I’m not sure when my love for French fries began. I assume it was some time after the sprouting of my first teeth and well before my first steps, and as I have grown, so have they. I remember innocent play dates with red cases, afterschool sessions with paper bags in parking lots, and late night romps with those seasoned, battered beaus that always seemed to satisfy the cravings of my zestier side.
They’ve always added balance to any plate they accompanied and saved me from starvation on countless occasions as I muddled my way through learning to eat out as a vegetarian. I can always depend on them to save me from being “that girl” who everyone wants to avoid. Move aside Snickers; this was never your calling.
Yes, French fries are indeed masterful morsels of starchy perfection. From the laboratory concoctions served in drive-thru windows to expertly prepared plates that cost more than your new iPhone case, they give us life as they lead us to sweet artery-clogged death. And furthermore, they don’t discriminate. Whether you like them crispy and crunchy, soft and soggy, or an amalgam of the two, you can always count on finding the right deep-fried diced potato to call your mouth vacation and your belly home.
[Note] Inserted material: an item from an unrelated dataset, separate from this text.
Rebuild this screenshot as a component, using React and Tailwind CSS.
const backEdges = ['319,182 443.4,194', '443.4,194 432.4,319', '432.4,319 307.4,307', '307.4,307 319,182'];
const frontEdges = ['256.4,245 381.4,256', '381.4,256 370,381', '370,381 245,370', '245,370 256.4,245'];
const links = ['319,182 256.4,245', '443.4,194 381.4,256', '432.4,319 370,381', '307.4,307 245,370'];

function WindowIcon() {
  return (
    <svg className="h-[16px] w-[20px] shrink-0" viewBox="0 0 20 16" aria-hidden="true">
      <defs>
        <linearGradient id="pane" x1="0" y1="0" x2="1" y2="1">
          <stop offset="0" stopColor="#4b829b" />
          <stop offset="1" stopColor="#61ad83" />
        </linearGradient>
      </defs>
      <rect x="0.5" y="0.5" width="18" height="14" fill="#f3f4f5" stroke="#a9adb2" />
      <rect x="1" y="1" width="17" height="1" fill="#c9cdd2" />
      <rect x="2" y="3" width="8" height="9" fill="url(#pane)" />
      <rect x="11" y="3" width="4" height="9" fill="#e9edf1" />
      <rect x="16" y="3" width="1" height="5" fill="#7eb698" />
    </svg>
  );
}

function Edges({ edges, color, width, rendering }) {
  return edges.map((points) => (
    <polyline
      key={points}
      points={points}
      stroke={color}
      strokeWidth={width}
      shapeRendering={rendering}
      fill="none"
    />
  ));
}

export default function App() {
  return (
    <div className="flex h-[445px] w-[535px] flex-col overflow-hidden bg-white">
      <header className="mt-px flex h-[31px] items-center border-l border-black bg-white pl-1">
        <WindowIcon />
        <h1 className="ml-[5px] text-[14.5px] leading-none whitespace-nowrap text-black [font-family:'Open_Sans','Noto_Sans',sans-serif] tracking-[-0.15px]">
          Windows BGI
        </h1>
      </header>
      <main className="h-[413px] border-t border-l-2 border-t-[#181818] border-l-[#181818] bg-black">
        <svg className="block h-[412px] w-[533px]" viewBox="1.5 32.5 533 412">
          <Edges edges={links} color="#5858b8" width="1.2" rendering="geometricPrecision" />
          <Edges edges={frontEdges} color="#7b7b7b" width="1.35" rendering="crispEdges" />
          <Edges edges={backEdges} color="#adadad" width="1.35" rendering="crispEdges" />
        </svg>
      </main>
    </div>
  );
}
My faith in them is unfazed by the current fad of being tossed aside for side salads and fruit cups in fleeting attempts at weight loss, because nothing can lastingly ward off the tantalizing effects they consistently have on our taste buds. As long as they exist, so will the curve in my thighs, and for that, I am eternally grateful. So again, props to French fries, an honorable source of savory salvation.